Stay safe, yes, but don't give up this part of yourself. I sure wouldn't!

- Amy

Tina B.
07-23-2013, 11:28 PM
Sorry day two, not much you can do, you will be outed, it happens to any guy in a dress it's hard to pass 100%, 100% of the time.
Day one, after the surprise attract, a right hook to the jaw is something even a crazy person will understand and remember, you have a right of self defense.
In Florida, you could have shot her!

Loni
07-24-2013, 12:38 AM
i say just keep being you and not to worry a out the less than peoples out there.

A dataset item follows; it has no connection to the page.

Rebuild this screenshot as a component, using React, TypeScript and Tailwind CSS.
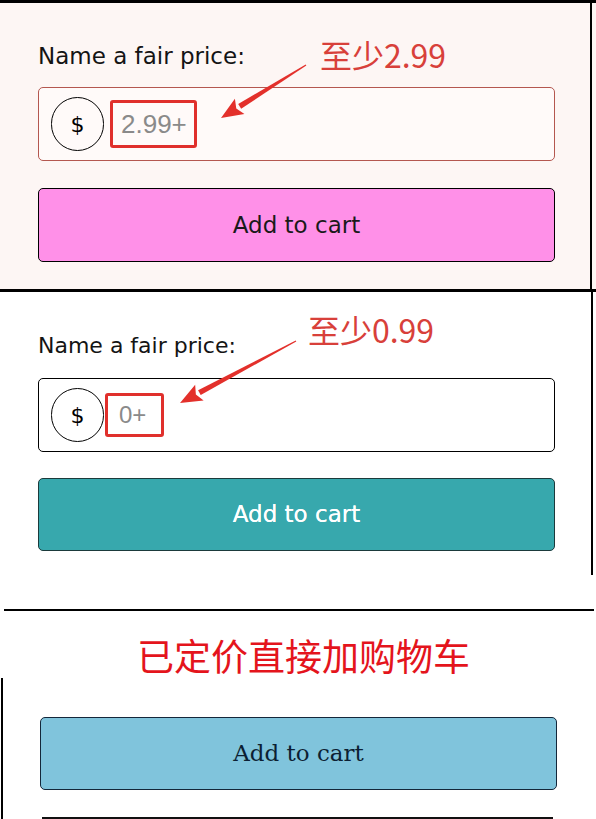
import React from "react"

const sans = "font-['DejaVu_Sans','Liberation_Sans',sans-serif]"
const cjk = "font-['Noto_Sans_CJK_SC','Noto_Sans',sans-serif]"

function Arrow({ x1, y1, x2, y2 }: { x1: number; y1: number; x2: number; y2: number }) {
  const dx = x2 - x1
  const dy = y2 - y1
  const len = Math.hypot(dx, dy)
  const ux = dx / len
  const uy = dy / len
  const px = -uy
  const py = ux
  const head = 22
  const bx = x2 - ux * head
  const by = y2 - uy * head
  const shaft = [
    [x1 + px * 0.6, y1 + py * 0.6],
    [bx + px * 2.8, by + py * 2.8],
    [bx - px * 2.8, by - py * 2.8],
    [x1 - px * 0.6, y1 - py * 0.6],
  ]
  const tip = [
    [x2, y2],
    [bx + px * 9, by + py * 9],
    [bx + ux * 4, by + uy * 4],
    [bx - px * 9, by - py * 9],
  ]
  const pts = (a: number[][]) => a.map((p) => p.join(",")).join(" ")
  return (
    <g fill="#e3302b">
      <polygon points={pts(shaft)} />
      <polygon points={pts(tip)} />
    </g>
  )
}

function PriceInput({
  border,
  bg,
  value,
  box,
  text,
}: {
  border: string
  bg: string
  value: string
  box: string
  text: string
}) {
  return (
    <div className={`flex items-center h-[74px] w-[517px] rounded-[5px] border pl-[12px] ${border} ${bg}`}>
      <div className="flex items-center justify-center w-[53px] h-[54px] rounded-full border border-black text-[22px] text-black">$</div>
      <div className={`flex items-center pl-[8px] border-[3px] border-[#e0302c] rounded-[3px] ${box}`}>
        <span className={`leading-none text-[#8a8a8a] font-['Liberation_Sans',sans-serif] ${text}`}>{value}</span>
      </div>
    </div>
  )
}

export default function App() {
  return (
    <div className={`relative w-[596px] h-[819px] overflow-hidden bg-white ${sans}`}>
      <div className="h-[3px] bg-black" />

      {/* first: pink shop */}
      <div className="flex h-[286px] bg-[#fdf6f4]">
        <div className="w-[590px] pl-[38px] pt-[35px]">
          <div className="flex items-start">
            <span className="mt-[7px] text-[23px] leading-none text-[#141414]">Name a fair price:</span>
            <span className={`ml-[75px] text-[32px] leading-none text-[#d8403a] ${cjk}`}>至少2.99</span>
          </div>
          <div className="mt-[17px]">
            <PriceInput
              border="border-[#b4574f]"
              bg="bg-[#fffaf9]"
              value="2.99+"
              box="ml-[6px] w-[87px] h-[48px]"
              text="text-[26px]"
            />
          </div>
          <button className="mt-[27px] w-[517px] h-[74px] rounded-[5px] border border-black bg-[#ff90e8] text-[23px] text-[#1a1a1a]">
            Add to cart
          </button>
        </div>
        <div className="w-[2px] bg-black" />
      </div>

      <div className="h-[3px] bg-black" />

      {/* second: teal shop */}
      <div className="flex h-[317px]">
        <div className="w-[591px] pl-[38px] pt-[21px]">
          <div className="flex items-start">
            <span className="mt-[22px] text-[22px] leading-none text-[#141414]">Name a fair price:</span>
            <span className={`ml-[72px] text-[32px] leading-none text-[#d8403a] ${cjk}`}>至少0.99</span>
          </div>
          <div className="mt-[21px]">
            <PriceInput
              border="border-black"
              bg="bg-white"
              value="0+"
              box="ml-[1px] w-[59px] h-[44px] pl-[11px]"
              text="text-[24px]"
            />
          </div>
          <button className="mt-[26px] w-[517px] h-[73px] rounded-[5px] border border-[#1b3a3b] bg-[#37a8ad] text-[23px] text-white [text-shadow:0_0_0.6px_#fff]">
            Add to cart
          </button>
        </div>
        <div className="w-[2px] h-[283px] bg-black" />
      </div>

      <div className="ml-[4px] w-[590px] h-[2px] bg-black" />

      {/* third: fixed price */}
      <div className="flex h-[208px]">
        <div className="ml-[1px] mt-[67px] w-[2px] bg-black" />
        <div className="flex-1">
          <div className={`ml-[134px] mt-[26px] text-[37px] leading-none text-[#e4141c] ${cjk}`}>已定价直接加购物车</div>
          <button className="ml-[37px] mt-[43px] w-[517px] h-[73px] rounded-[5px] border border-[#14273a] bg-[#80c4dc] text-[23px] text-[#0c1f33] font-['DejaVu_Serif','Liberation_Serif',serif]">
            Add to cart
          </button>
          <div className="ml-[39px] mt-[27px] w-[511px] h-[2px] bg-[#111]" />
        </div>
      </div>

      <svg className="absolute inset-0 pointer-events-none" width="596" height="819" viewBox="0 0 596 819">
        <Arrow x1={306} y1={65} x2={221} y2={118} />
        <Arrow x1={296} y1={341} x2={180} y2={403} />
      </svg>
    </div>
  )
}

you are with in your rights and not even the call of a whack-o's of "he tried to rape me" will hold air, water, sand, etc. remember there are tons of videos cams out there.
just be like any other lady out there and be safe.

.

Michaella
07-24-2013, 09:03 AM
Thank you for the support and encouragement everyone. Much to think about.

Michaella

MysticLady
07-24-2013, 11:51 AM
So now I have to wonder if I should ever go out dressed again. And that changes everything.
Thank you for listening.
Michaella

Hi Michaella, I read your story and you know what they say, it comes in 3's. The woman was a freak in my book, and the guy, well, he's a man w/ insecurities. He needed to let the world know that he was secure by shouting out his thoughts. I would have gone up too him and shaked his hand and told him everything's ok, not to worry about it. There are some that need to be thought a lesson though, that's why you always need to be in Ninja mode, presenting calm but your army is ready.
I remember my first time out, there was this punk and his 3 buddies walking toward me in the parking lot of the club I went too. As they were approaching, I was readying myself to have me some Ass kickin time. The punk pointed at me and told me I was ***king gorgeous. Didn't really phase me since I was psyched out on dropping them. Then, later I pondered the situation. I applauded his courage in saying what he felt instead of feeling peer pressured by his buddies. I later realized that being a young man, it would be difficult to have the balls to say what he felt and not worrying about what his buddies thought. I believe he is on his way into becoming an Honorable Man, in my Book.